Nicholas walked to his appointment between two files of armed men, and with him were all four officers who had set out on that abortive joust; for John le Grant and Thomas had been put under restraint like themselves immediately on their return from Kalopetra. In the two days of their confinement, Nicholas had spent most of his time with Astorre’s men. Barring a few new recruits, they all knew him – either as the wild Charetty apprentice, or as the husband of Marian de Charetty who employed them, or as the man who took them to Trebizond and brought them back again, richer than they had ever been before. And since then, of course, as the future patron who had fought with them in Italy, before he turned up in Rhodes.
They knew him, and they trusted Astorre, so that they believed that there was nothing, in the long run, to be anxious about.
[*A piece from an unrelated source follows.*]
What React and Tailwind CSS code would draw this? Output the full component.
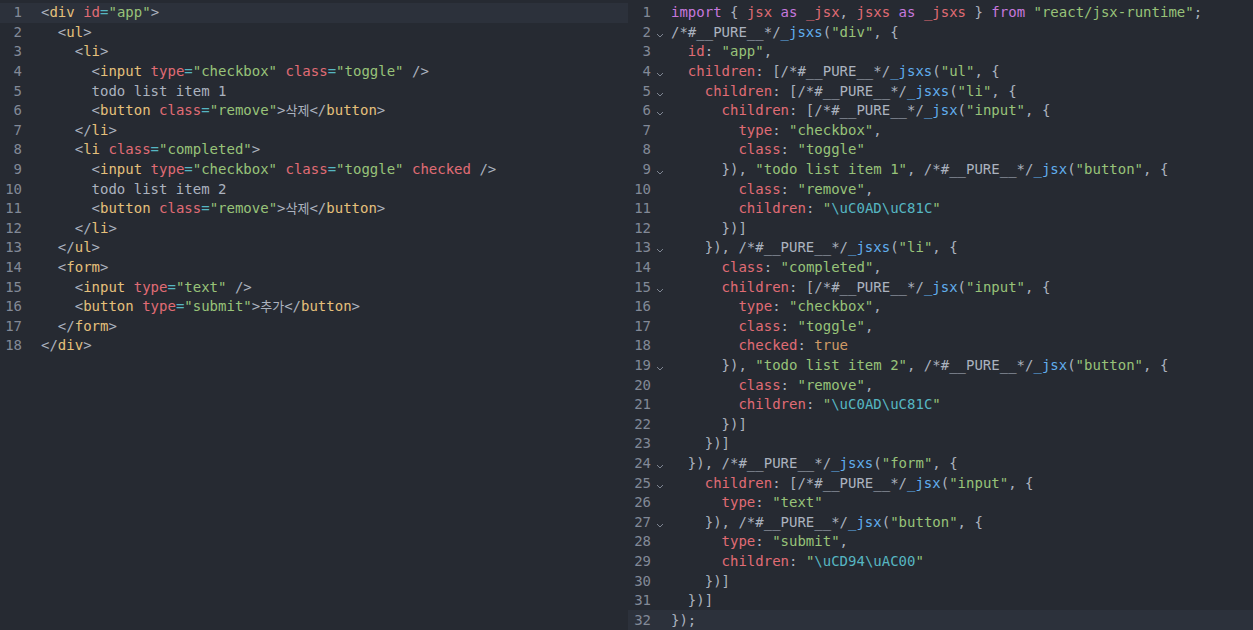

For two days he worked to impress himself on them, and also to get to know them again in his turn. With some it was easy to revive the old camaraderie. With others he brought out the whole battery of bawdy talk and good-natured roughhousing, of reminiscent exchanges, of gossip and long, deep talking late into the night. He could never go back to the techniques of his boyhood – they had to respect him, as well as enjoy his company. Judging men was an art at which he excelled, and he enjoyed practising it. He could have
done with more than two days, but it was enough to carry them with him, when eventually he talked of the immediate future.